Com essa citação, muitos poderão perguntar: “Nietzsche
pretende então que os homens se mantenham no estágio selvagem? Vivendo quase
como animais?”. Então, vejamos! Embora a moralidade tenha sido instaurada há
muitos séculos nas sociedades da África às Américas, o que há de selvagem no
homem foi debelado? Toda a violência que se tem conhecimento de norte a sul e
de leste a oeste foi aplacada pela moral? O comportamento doentio, de ódio, de
traição, de mau-caratismo de um sem-número de pessoas, história adentro até os
dias de hoje, demonstra um declínio na animalidade humana? Alguém ousará
responder essas perguntas com um sincero e sonoro “Sim!”? A mordaça da moral
com os seus “Tu deves” e “Tu não deves” não passa de um artifício difundido
para a dominação de uns por parte de outros. A moral que até agora foi imposta
pretende igualar todos os homens, fracos e fortes, para a domestificação por
parte da classe ou dos indivíduos que estão e pretendem se manter no poder em
cada sociedade. Nas palavras de Nietzsche: “A fórmula geral que serve de base a
toda religião e a toda moral se exprime assim: “Faça isto ou aquilo, não faça
isto ou aquilo – então serás feliz!

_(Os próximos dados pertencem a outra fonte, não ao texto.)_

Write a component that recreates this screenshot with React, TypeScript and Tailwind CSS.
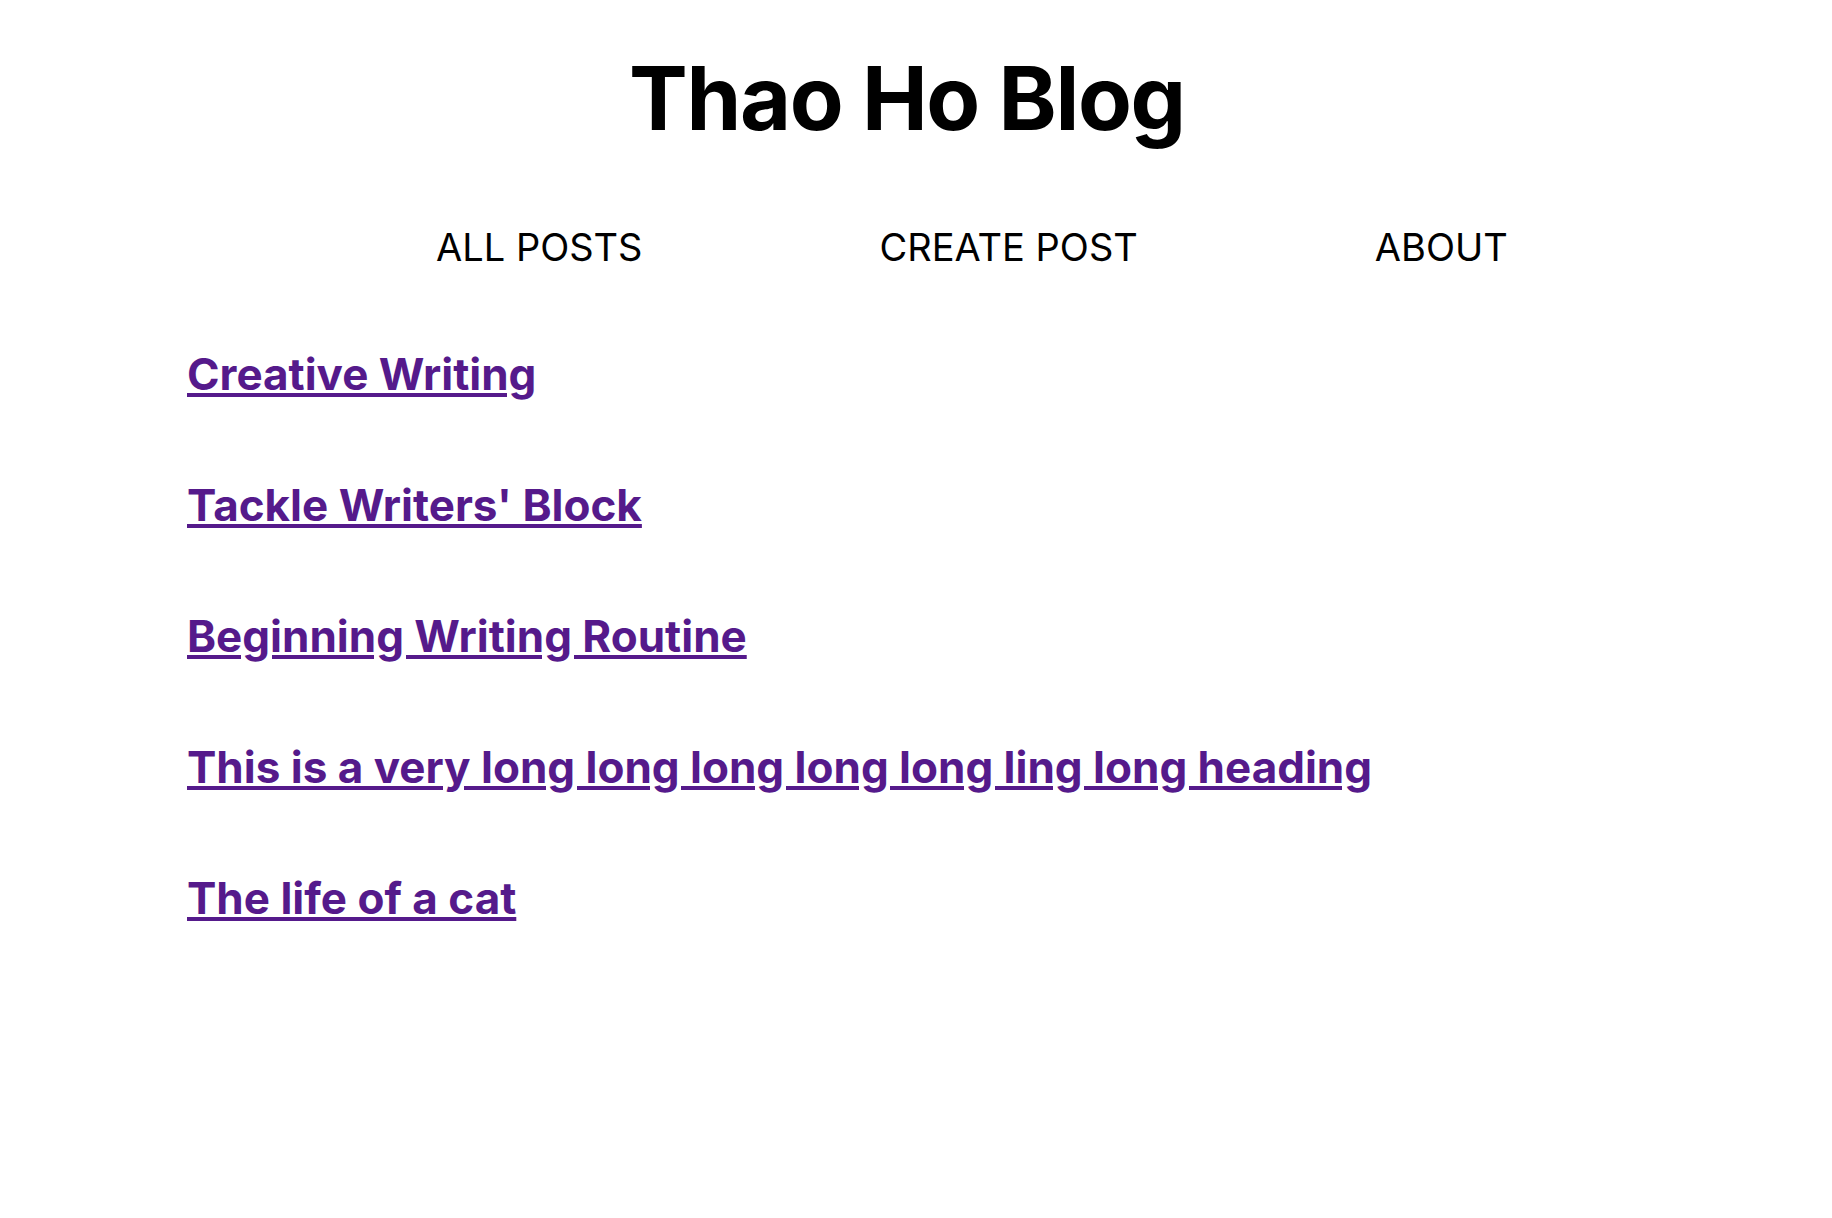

Caso contrário...” Toda moral, toda
religião não é senão esse imperativo
– eu o chamo o grande pecado hereditário da razão a imortal não-razão”.
[1]
Aquele que tem por prioridades ganhar o pão de cada dia, ter um emprego, uma
família, alguns bens básicos, sem se importar com as questões profundas,
filosóficas, que pairam sobre a vida.
[2]
Filósofo alemão, rotulado como “pessimista”, por apresentar em sua obra-prima,
“O Mundo como Vontade e Representação”, uma visão de mundo nua e crua, onde
toda a realidade é movida por uma vontade cega, sem objetivo racional, sem um
fim que agrade a razão e o coração dos seres humanos.
[3]
Termos retirados do latim.
[4]
Crepúsculo dos Ídolos, Cap. A Moral como Manifestação contra a Natureza.